Cliff notes meets PETA.

Posted by: Ron Hardin at January 11, 2007 06:28 PM

Everyone should major in history, in the surprisingly common departments where intellectual rigor is still valued, and where VDH wouldn't get tenure, because everyone would know he was a jerk who was impressed with no one but himself.

Posted by: Michael at January 11, 2007 10:52 PM

Amen, BAW! Amen times infinity plus one.

Totally aside from the absurdity of theory, I find the slavish devotion with which graduate students adhere to it somewhat ridiculous. When, oh, when will the tide turn and English departments undergo a coup by disgusted anti-theorists?

Posted by: Jordana at January 12, 2007 08:53 AM

Everyone should eat Hostess Cupcakes, in the surprisingly common stores where freshness is still valued and Little Debbie wouldn't get shelf space because everyone knows what a bitch she can be.
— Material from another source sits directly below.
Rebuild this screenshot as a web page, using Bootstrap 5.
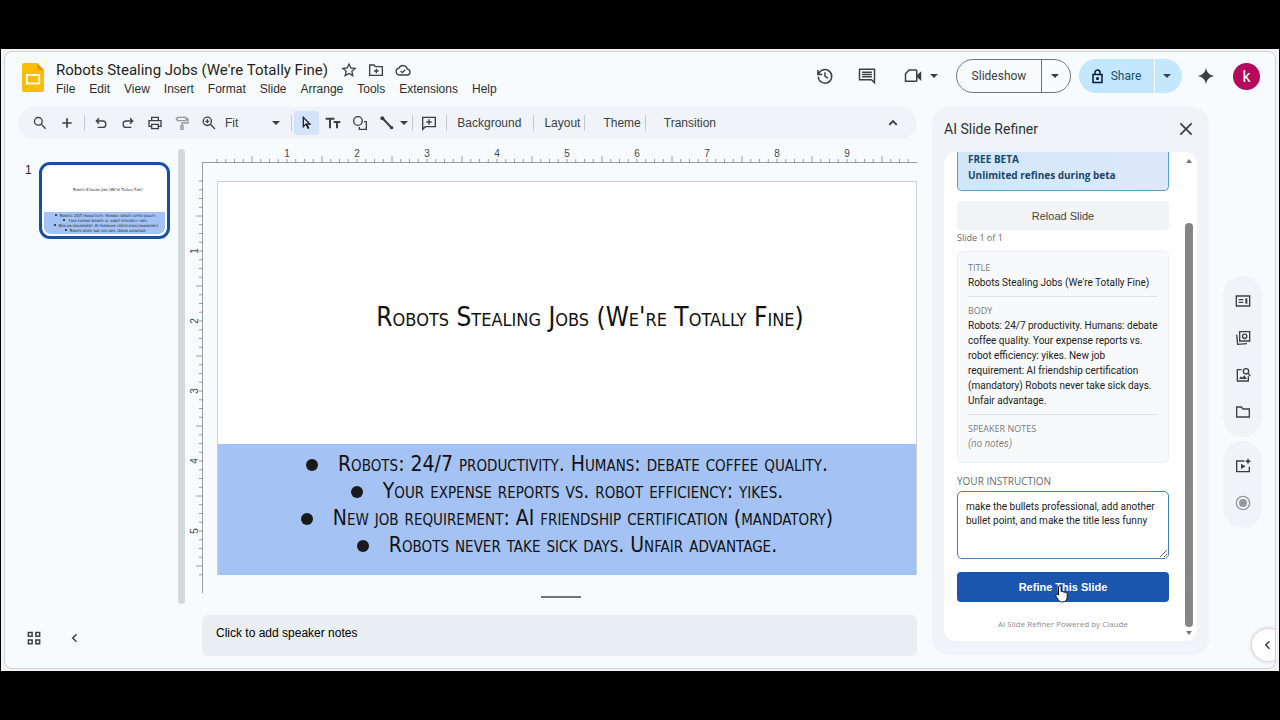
<!DOCTYPE html>
<html lang="en">
<head>
<meta charset="utf-8">
<meta name="viewport" content="width=device-width, initial-scale=1">
<title>Robots Stealing Jobs (We're Totally Fine)</title>
<link href="https://cdn.jsdelivr.net/npm/bootstrap@5.3.0/dist/css/bootstrap.min.css" rel="stylesheet">
<style>
body{background:#000;font-family:"Liberation Sans",Roboto,sans-serif;color:#1f1f1f;font-size:12px;line-height:16px}
.backdrop{background:#f3f3f5;margin:49px 1px;padding:2px 3px}
.appwin{background:#f8fbfe;border:1px solid #cfd1d4;border-radius:8px;overflow:hidden}
button{border:0;background:none;padding:0;color:inherit}
.ic{display:block;width:18px;height:18px;fill:none;stroke:#3c4043;stroke-width:2;flex:none}
.ic .f,.ic.f{fill:#3c4043;stroke:none}
.caret{width:0;height:0;border:4px solid transparent;border-top-color:#3c4043;border-bottom:0;display:block}
.topbar{height:55px;padding:7px 15px 0 17px}
.doctitle{font-family:Roboto,sans-serif;font-size:15px;line-height:22px;font-weight:400;color:#1f1f1f;margin:0;padding-right:13px}
.titleicons{gap:11px}
.titleicons .ic{width:16px;height:16px}
.menus{gap:14px}
.menus a{color:#2b2d30;text-decoration:none}
.callbtn{margin:0 14px 0 4px}
.pill{height:34px;border-radius:17px;font-family:Roboto,sans-serif;font-weight:500;font-size:12px;overflow:hidden;flex:none}
.pill button{height:100%;display:flex;align-items:center;justify-content:center}
.pill .main-b{width:84px}
.pill .drop-b{width:29px;padding-right:3px}
.pill.show-p{border:1px solid #747775;color:#3c4043}
.pill.share-p{background:#c2e7ff;color:#1c5070;margin-right:15px}
.pill.share-p .main-b{width:75px;gap:8px}
.pill.share-p .drop-b{width:28px}
.spark{margin-right:18px}
.avatar{width:27px;height:27px;border-radius:50%;background:#b5095d;color:#fff;font:16px/27px Roboto,sans-serif}
.tools{height:32px;border-radius:16px;background:#f0f4f9;padding:0 15px 0 8px;margin-left:13px;color:#3c4043}
.tools .tb{width:27px;height:24px;display:flex;align-items:center;justify-content:center;border-radius:3px}
.tools .tb .ic{width:16px;height:16px}
.tools .on{background:#d3e3fd;width:25px}
.tools .sep{width:1px;height:16px;background:#c7cacd;flex:none;margin:0 2px 0 4px}
.fit{padding:0 7px 0 3px;gap:34px}
.film{width:173px;padding-left:20px}
.filmhead{padding-top:23px;gap:7px}
.filmthumb{width:131px;height:77px;border:3px solid #174ea6;border-radius:11px;padding:2px;background:#fff}
.filmslide{height:100%;border-radius:7px;overflow:hidden;background:#fff}
.filmbar{width:7px;border-radius:4px;background:#d5d8da;margin:10px 0 11px}
.canvas{padding-left:3px}
.slidefont{font-family:"Liberation Sans Narrow","DejaVu Sans Condensed",sans-serif;font-variant:small-caps;color:#111}
.board{display:grid;grid-template-columns:15px 14px minmax(0,1fr);grid-template-rows:16px 18px auto;padding-top:8px}
.board .top-r{grid-area:1/3}
.board .left-r{grid-area:3/1}
.slide{grid-area:3/3;aspect-ratio:16/9;border:1px solid #cdd0d2;background:#fff;border-bottom:0}
.slide h2{font-size:26px;line-height:32px;padding:119px 0 0 46px;text-align:center;margin:0;font-weight:400}
.bluebox{height:33.3%;background:#a4c2f4;padding:7px 0 0 32px;font-size:21px;line-height:27px;text-align:center;color:#111}
.bluebox li::before{content:"";display:inline-block;width:12px;height:12px;border-radius:50%;background:#1a1a1a;margin:0 20px 0 -32px}
.mini h3{font-size:4px;line-height:8px;text-align:center;margin:0;padding:19px 0 0 7px;font-weight:400}
.mini ul{background:#a4c2f4;font-size:4px;line-height:5px;height:25px;margin:18px 0 0;text-align:center;padding:1px 0 0 8px}
.mini li::before{content:"";display:inline-block;width:2px;height:2px;border-radius:50%;background:#1a1a1a;margin:0 3px 1px -5px}
.grip{width:40px;height:2px;background:#747775;margin:21px auto 17px}
.viewbtns{width:197px;padding:4px 0 0 20px;gap:23px}
.notes{height:41px;background:#e9eef3;border:0;border-radius:6px;resize:none;padding:10px 14px;font-size:12px;line-height:16px;display:block;width:100%}
.notes::placeholder{color:#000;opacity:1}
.dock{width:277px;background:#f0f4f8;border-radius:16px;padding:0 12px 14px;margin:0 0 13px 15px}
.dockhead{height:45px;padding:0 2px 2px 0}
.dock h2{font-family:Roboto,sans-serif;font-size:14px;line-height:20px;font-weight:400;margin:0;color:#303236}
.dockbody{background:#fff;font-family:"Open Sans","Noto Sans",sans-serif;height:489px;border-radius:12px;overflow:hidden}
.dockmain{padding:0 16px 0 13px}
.beta{border:1px solid #4ea3cc;border-top:0;border-radius:0 0 5px 5px;background:linear-gradient(90deg,#cfe6fb,#dfe8fa);color:#17496b;font-size:10px;line-height:16px;padding:0 10px 7px;font-weight:700;margin-top:-1px}
.reload{background:#f1f3f4;border-radius:4px;height:29px;font:11px/16px "Liberation Sans",sans-serif;color:#444;margin-top:10px}
.cardish{background:#f8f9fa;border:1px solid #eceef0;border-radius:5px;padding:8px 10px 11px;line-height:15px;color:#202124}
.copy{font-family:Roboto,"Noto Sans",sans-serif;font-size:10px;line-height:15px}
.bodytext{margin-right:-4px}
.cap{color:#777b80;font-size:9px;line-height:15px}
.cap-l{color:#666a6f;font-size:10px;line-height:15px;padding:11px 0 2px}
.cardish section+section{border-top:1px solid #dfe1e4;margin-top:6px;padding-top:6px}
.instr{border:1px solid #3f80bd;border-radius:5px;width:100%;height:68px;padding:8px 4px 8px 8px;line-height:14px;color:#202124;display:block}
.gowrap{padding-top:13px}
.go{background:#1a56ae;border-radius:4px;height:30px;color:#fff;font:bold 11px/16px "Liberation Sans",sans-serif}
.slideno{font-size:9px;line-height:12px;color:#666a6f;padding:2px 0 7px}
.foot{font-size:8px;line-height:12px;color:#8a8d91}
.sbar{width:12px;padding:6px 0 5px;flex:none}
.sbar i{display:block;width:8px;border-radius:4px;background:#858585;margin-top:60px}
.railwrap{padding:169px 13px 0 14px}
.rail{width:39px;background:#f0f4f8;border-radius:20px;gap:21px;padding:17px 0}
.rail .ic{width:16px;height:16px}
.corner{right:-9px;bottom:7px;width:32px;height:32px;border-radius:50%;background:#fff;box-shadow:0 0 4px rgba(0,0,0,.3);padding-left:7px}
.hand{left:50%;top:18px;margin-left:-8px}
</style>
</head>
<body>
<div class="backdrop">
<div class="appwin position-relative">
  <header class="topbar d-flex align-items-start">
    <svg width="22" height="29" viewBox="0 0 22 29" class="flex-shrink-0 mt-1 me-2"><path d="M2 0h13l7 7v20a2 2 0 0 1-2 2H2a2 2 0 0 1-2-2V2a2 2 0 0 1 2-2z" fill="#fbbc04"/><path d="M15 0l7 7h-7z" fill="#e69b00"/><rect x="4.8" y="12" width="12.5" height="8.500" fill="none" stroke="#fff" stroke-width="1.8"/></svg>
    <div class="flex-grow-1 ps-1">
      <div class="d-flex align-items-center">
        <h1 class="doctitle">Robots Stealing Jobs (We're Totally Fine)</h1>
        <div class="d-flex titleicons">
        <button aria-label="Star"><svg class="ic" viewBox="0 0 24 24"><path d="M12 3l2.700 6 6.500.7-4.900 4.300 1.400 6.400L12 17.100l-5.700 3.300L7.700 14 2.800 9.700 9.300 9z"/></svg></button>
        <button aria-label="Move"><svg class="ic" viewBox="0 0 24 24"><path d="M2.500 4.500h6.500l2 2.500h10.500v13h-19zM12.500 17v-7M9 13.500h7"/></svg></button>
        <button aria-label="Saved to cloud"><svg class="ic" viewBox="0 0 24 24"><path d="M6.500 19.500a5.200 5.200 0 0 1-.6-10.300 6.700 6.700 0 0 1 12.700 1.600 4.400 4.400 0 0 1 .3 8.700zM8.500 13.500l2.500 2.500 4.500-4.500"/></svg></button>
        </div>
      </div>
      <nav class="menus d-flex"><a href="#">File</a><a href="#">Edit</a><a href="#">View</a><a href="#">Insert</a><a href="#">Format</a><a href="#">Slide</a><a href="#">Arrange</a><a href="#">Tools</a><a href="#">Extensions</a><a href="#">Help</a></nav>
    </div>
    <div class="d-flex align-items-center">
      <button aria-label="Version history" class="me-4"><svg class="ic" viewBox="0 0 24 24"><path d="M3.500 9.500A9 9 0 1 1 3 13M2.500 4v6h6M12 7v5.500l4 2.400"/></svg></button>
      <button aria-label="Comments" class="me-4"><svg class="ic" viewBox="0 0 24 24"><path d="M2 3h20v18l-4-4H2z"/><path d="M5.500 7h13M5.500 10h13M5.500 13h13"/></svg></button>
      <button aria-label="Call" class="callbtn d-flex align-items-center gap-2"><svg class="ic" viewBox="0 0 24 24"><path d="M7 4h9q1 0 1 1v13q0 1-1 1H2V9z"/><path class="f" d="M17 11l6-5.500v13L17 13z"/></svg><span class="caret"></span></button>
      <div class="pill show-p d-flex me-2 ms-1"><button class="main-b">Slideshow</button><button aria-label="Slideshow options" class="drop-b border-start border-secondary"><span class="caret"></span></button></div>
      <div class="pill share-p d-flex"><button class="main-b"><svg width="11" height="15" viewBox="0 0 11 15" fill="none" stroke="#001d35" stroke-width="1.500"><rect x="1" y="5.500" width="9" height="8"/><path d="M3 5.500V3.500a2.500 2.500 0 0 1 5 0v2"/><circle cx="5.500" cy="9.500" r=".8"/></svg>Share</button><button aria-label="Share options" class="drop-b border-start border-white"><span class="caret"></span></button></div>
      <button aria-label="Gemini" class="spark"><svg class="ic f" viewBox="0 0 24 24"><path d="M12 1c1.200 6.500 4.500 9.800 11 11-6.500 1.200-9.800 4.500-11 11-1.200-6.500-4.500-9.800-11-11 6.500-1.200 9.800-4.500 11-11z"/></svg></button>
      <button class="avatar" aria-label="Account">k</button>
    </div>
  </header>

  <div class="d-flex">
    <main class="flex-grow-1">
      <div class="tools d-flex align-items-center">
        <button class="tb" aria-label="Search menus"><svg class="ic" viewBox="0 0 24 24"><circle cx="9.500" cy="9.500" r="5.800"/><path d="M14 14l6.500 6.500"/></svg></button>
        <button class="tb" aria-label="New slide"><svg class="ic" viewBox="0 0 24 24"><path stroke-width="2.500" d="M12 5v14M5 12h14"/></svg></button>
        <span class="sep"></span>
        <button class="tb" aria-label="Undo"><svg class="ic" viewBox="0 0 24 24"><path d="M9 5L5 9l4 4M5 9h9.500a4.800 4.800 0 0 1 0 9.600H7"/></svg></button>
        <button class="tb" aria-label="Redo"><svg class="ic" viewBox="0 0 24 24"><path d="M15 5l4 4-4 4M19 9H9.500a4.800 4.800 0 0 0 0 9.600H17"/></svg></button>
        <button class="tb" aria-label="Print"><svg class="ic" viewBox="0 0 24 24"><path d="M7 8V3.500h10V8M6.500 17H3V8.500h18V17h-3.500M7 14h10v6.500H7z"/></svg></button>
        <button class="tb" aria-label="Paint format"><svg class="ic opacity-50" viewBox="0 0 24 24"><path d="M5 3.500h13v5H5zM18 6h3v6h-9v4M10.500 16h3v5.500h-3zM5 6H2.500"/></svg></button>
        <button class="tb" aria-label="Zoom"><svg class="ic" viewBox="0 0 24 24"><circle cx="9.500" cy="9.500" r="6.200"/><path d="M14 14l7 7M9.500 6.500v6M6.500 9.500h6"/></svg></button>
        <button class="fit d-flex align-items-center">Fit<span class="caret"></span></button>
        <span class="sep"></span>
        <button class="tb on" aria-label="Select"><svg class="ic" viewBox="0 0 24 24"><path stroke="#1f1f1f" d="M6.500 3.500v14l3.800-3.800h6z"/><path stroke="#1f1f1f" stroke-width="3" d="M11 13.500l3.500 7"/></svg></button>
        <button class="tb" aria-label="Text box"><svg class="ic f" viewBox="0 0 24 24"><path d="M1 4h13v3H9v13H6V7H1zM13 9h10v3h-3.500v8h-3v-8H13z"/></svg></button>
        <button class="tb" aria-label="Shape"><svg class="ic" viewBox="0 0 24 24"><circle cx="9" cy="9" r="6.500"/><path d="M18 10h3.500v11.500H11V18"/></svg></button>
        <button class="tb" aria-label="Line"><svg class="ic" viewBox="0 0 24 24"><path stroke-width="3" d="M5 4.500l14 15"/><circle class="f" cx="5" cy="5" r="3"/><circle class="f" cx="19" cy="19" r="2.500"/></svg></button>
        <button aria-label="Line options"><span class="caret"></span></button>
        <span class="sep"></span>
        <button class="tb" aria-label="Add comment"><svg class="ic" viewBox="0 0 24 24"><path d="M2.500 3.500h19v14H6.500l-4 4zM12 6.500v8M8 10.500h8"/></svg></button>
        <span class="sep"></span>
        <button class="px-2">Background</button><span class="sep"></span>
        <button class="ps-2">Layout</button><span class="sep"></span>
        <button class="ps-3">Theme</button><span class="sep"></span>
        <button class="ps-3">Transition</button>
        <button aria-label="Hide menus" class="ms-auto"><svg class="ic" viewBox="0 0 24 24"><path stroke-width="2.500" d="M7 14.500l5-5 5 5"/></svg></button>
      </div>

      <div class="d-flex">
        <div class="film flex-shrink-0">
          <div class="filmhead d-flex">
            <div>1</div>
            <div class="filmthumb flex-shrink-0"><div class="filmslide mini slidefont">
              <h3>Robots Stealing Jobs (We're Totally Fine)</h3>
              <ul class="list-unstyled"><li>Robots: 24/7 productivity. Humans: debate coffee quality.</li><li>Your expense reports vs. robot efficiency: yikes.</li><li>New job requirement: AI friendship certification (mandatory)</li><li>Robots never take sick days. Unfair advantage.</li></ul>
            </div></div>
          </div>
        </div>
        <div class="filmbar flex-shrink-0"></div>
        <div class="canvas flex-grow-1">
          <div class="board">
            <svg id="hr" class="top-r w-100 overflow-visible d-block" viewBox="0 0 700 16"></svg>
            <svg id="vr" class="left-r w-100 overflow-visible d-block" viewBox="0 0 15 394"></svg>
            <div class="slide d-flex flex-column slidefont">
              <h2 class="flex-grow-1">Robots Stealing Jobs (We're Totally Fine)</h2>
              <ul class="bluebox list-unstyled mb-0"><li>Robots: 24/7 productivity. Humans: debate coffee quality.</li><li>Your expense reports vs. robot efficiency: yikes.</li><li>New job requirement: AI friendship certification (mandatory)</li><li>Robots never take sick days. Unfair advantage.</li></ul>
            </div>
          </div>
          <div class="ps-3"><div class="grip"></div></div>
        </div>
      </div>
      <div class="d-flex">
        <div class="viewbtns d-flex align-items-center flex-shrink-0">
          <button aria-label="Grid view"><svg class="ic" viewBox="0 0 24 24"><path d="M4.500 4.500h5v5h-5zM14.500 4.500h5v5h-5zM4.500 14.500h5v5h-5zM14.500 14.500h5v5h-5z"/></svg></button>
          <button aria-label="Collapse filmstrip"><svg class="ic" viewBox="0 0 24 24"><path d="M14 7l-5 5 5 5"/></svg></button>
        </div>
        <textarea class="notes" aria-label="Speaker notes" placeholder="Click to add speaker notes"></textarea>
      </div>
    </main>

    <aside class="dock flex-shrink-0">
      <div class="dockhead d-flex align-items-center justify-content-between"><h2>AI Slide Refiner</h2><button aria-label="Close"><svg class="ic" viewBox="0 0 24 24"><path stroke-width="2.300" d="M4.500 4.500l15 15M19.500 4.500l-15 15"/></svg></button></div>
      <div class="dockbody d-flex">
        <div class="dockmain flex-grow-1">
          <div class="beta">FREE BETA<br>Unlimited refines during beta</div>
          <button class="reload w-100">Reload Slide</button>
          <div class="slideno">Slide 1 of 1</div>
          <div class="cardish">
            <section><div class="cap">TITLE</div><div class="copy">Robots Stealing Jobs (We're Totally Fine)</div></section>
            <section><div class="cap">BODY</div><div class="copy bodytext">Robots: 24/7 productivity. Humans: debate coffee quality. Your expense reports vs. robot efficiency: yikes. New job requirement: AI friendship certification (mandatory) Robots never take sick days. Unfair advantage.</div></section>
            <section><div class="cap">SPEAKER NOTES</div><div class="copy fst-italic text-black-50">(no notes)</div></section>
          </div>
          <label class="d-block cap-l" for="instr">YOUR INSTRUCTION</label>
          <textarea id="instr" class="copy instr">make the bullets professional, add another bullet point, and make the title less funny</textarea>
          <div class="position-relative gowrap"><button class="go w-100">Refine This Slide</button>
          <svg class="position-absolute hand mt-2" width="13" height="18" viewBox="0 0 13 18"><path d="M3.500 10V2a1.300 1.300 0 0 1 2.600 0v4.500c1-.6 2 0 2.200.6.900-.5 1.700 0 1.900.6 1-.4 2 .2 2 1.300v3c0 2.500-1.500 5-4.700 5-3 0-4-1.500-6.500-5.800-.7-1.300 1-2.200 2.500-1.200z" fill="#fff" stroke="#111"/></svg></div>
          <div class="foot text-center pt-3">AI Slide Refiner Powered by Claude</div>
        </div>
        <div class="sbar d-flex flex-column" aria-hidden="true">
          <svg width="8" height="5" viewBox="0 0 8 5"><path d="M1 5l3-4 3 4z" fill="#777"/></svg><i class="flex-grow-1 mb-1"></i><svg width="8" height="5" viewBox="0 0 8 5"><path d="M1 0l3 4 3-4z" fill="#777"/></svg>
        </div>
      </div>
    </aside>

    <div class="railwrap flex-shrink-0">
      <div class="rail d-flex flex-column align-items-center">
        <button aria-label="Templates"><svg class="ic" viewBox="0 0 24 24"><path d="M2 4.500h20v15H2zM5.500 10h7M5.500 14h7"/><path stroke-width="3" d="M17 8v8"/></svg></button>
        <button aria-label="Building blocks"><svg class="ic" viewBox="0 0 24 24"><path d="M7 2.500h15v14H7zM2.500 7l1.500 14.500 14-1"/><circle cx="14.500" cy="9.500" r="3.200"/></svg></button>
        <button aria-label="Images"><svg class="ic" viewBox="0 0 24 24"><path d="M10 4H3.500v17H20v-7"/><circle cx="16.500" cy="6.500" r="4"/><path d="M19 9.500l4 4"/><path class="f" d="M6 18l3-4 2 2 3-3.500 4 5.500z"/></svg></button>
        <button aria-label="Drive"><svg class="ic" viewBox="0 0 24 24"><path d="M2.500 4.500h7l2.500 3h9.500v12h-19z"/></svg></button>
      </div>
      <div class="rail d-flex flex-column align-items-center mt-1">
        <button aria-label="Create video"><svg class="ic overflow-visible" viewBox="0 0 24 24"><path d="M14 4.500H2.500v16h19V13"/><path class="f" d="M9 8.500l7 4-7 4z"/><path class="f" d="M19.500 0l1.500 3.500L24.500 5 21 6.500 19.500 10 18 6.500 14.500 5 18 3.500z"/></svg></button>
        <button aria-label="Record" class="opacity-50"><svg class="ic" viewBox="0 0 24 24"><circle cx="12" cy="12" r="10"/><circle class="f" cx="12" cy="12" r="6"/></svg></button>
      </div>
    </div>
  </div>
  <button class="corner position-absolute" aria-label="Show side panel"><svg class="ic" viewBox="0 0 24 24"><path d="M14 7l-5 5 5 5"/></svg></button>
</div>
</div>
<script src="https://cdn.jsdelivr.net/npm/bootstrap@5.3.0/dist/js/bootstrap.bundle.min.js"></script>
<script>
// Rulers: 70 units per inch, eight ticks per inch
const label = (x, y, n, t = '') => `<text x="${x}" y="${y}" font-size="10" text-anchor="middle" fill="#444746" ${t}>${n}</text>`;
let h = '', v = '', ht = '', vt = '';
for (let i = 0; i < 80; i++) {
  const p = i * 8.75, len = i % 8 === 4 ? 7 : 4;
  h += `M${p} 16v${-len}`;
  if (i && i % 8 === 0) ht += label(p, 10, i / 8);
  if (i <= 45) {
    v += `M15 ${p}h${-len}`;
    if (i && i % 8 === 0) vt += label(0, 0, i / 8, `transform="translate(10 ${p}) rotate(-90)"`);
  }
}
hr.innerHTML = `<path d="M-15 15.500H700${h}" stroke="#80868b" stroke-width=".8" fill="none"/>` + ht;
vr.innerHTML = `<path d="M14.500 -18V412${v}" stroke="#80868b" stroke-width=".8" fill="none"/>` + vt;
</script>
</body>
</html>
Posted by: marc at January 12, 2007 10:12 AM

"...and where VDH wouldn't get tenure, because everyone would know he was a jerk who was impressed with no one but himself."

Horse's assery is a bar to tenure? Who knew?

Posted by: PersonFromPorlock at January 12, 2007 04:55 PM

PfP -

It's been my experience that horses assery generally FOLLOWS tenure, but maybe I'm just unlucky that way...

Posted by: BAW at January 12, 2007 08:28 PM

I matriculated before 1980, so I guess I'm good to go.

I actually give my students an introduction to those kinds of theories before they do their research papers, because otherwise they are flabbergasted by the seemingly nonsensical.

For example, looking at Oyez a Beaumont...

In feminist criticism the dog might be an icon of women, with back broken, accepting useless sympathy from men who are planning their murder. (I've seen equally extreme ideas.)

So, I give them examples of what particular types of criticism will say about our novel. It helps, I think. And they all skip certain kinds of criticism when they find them.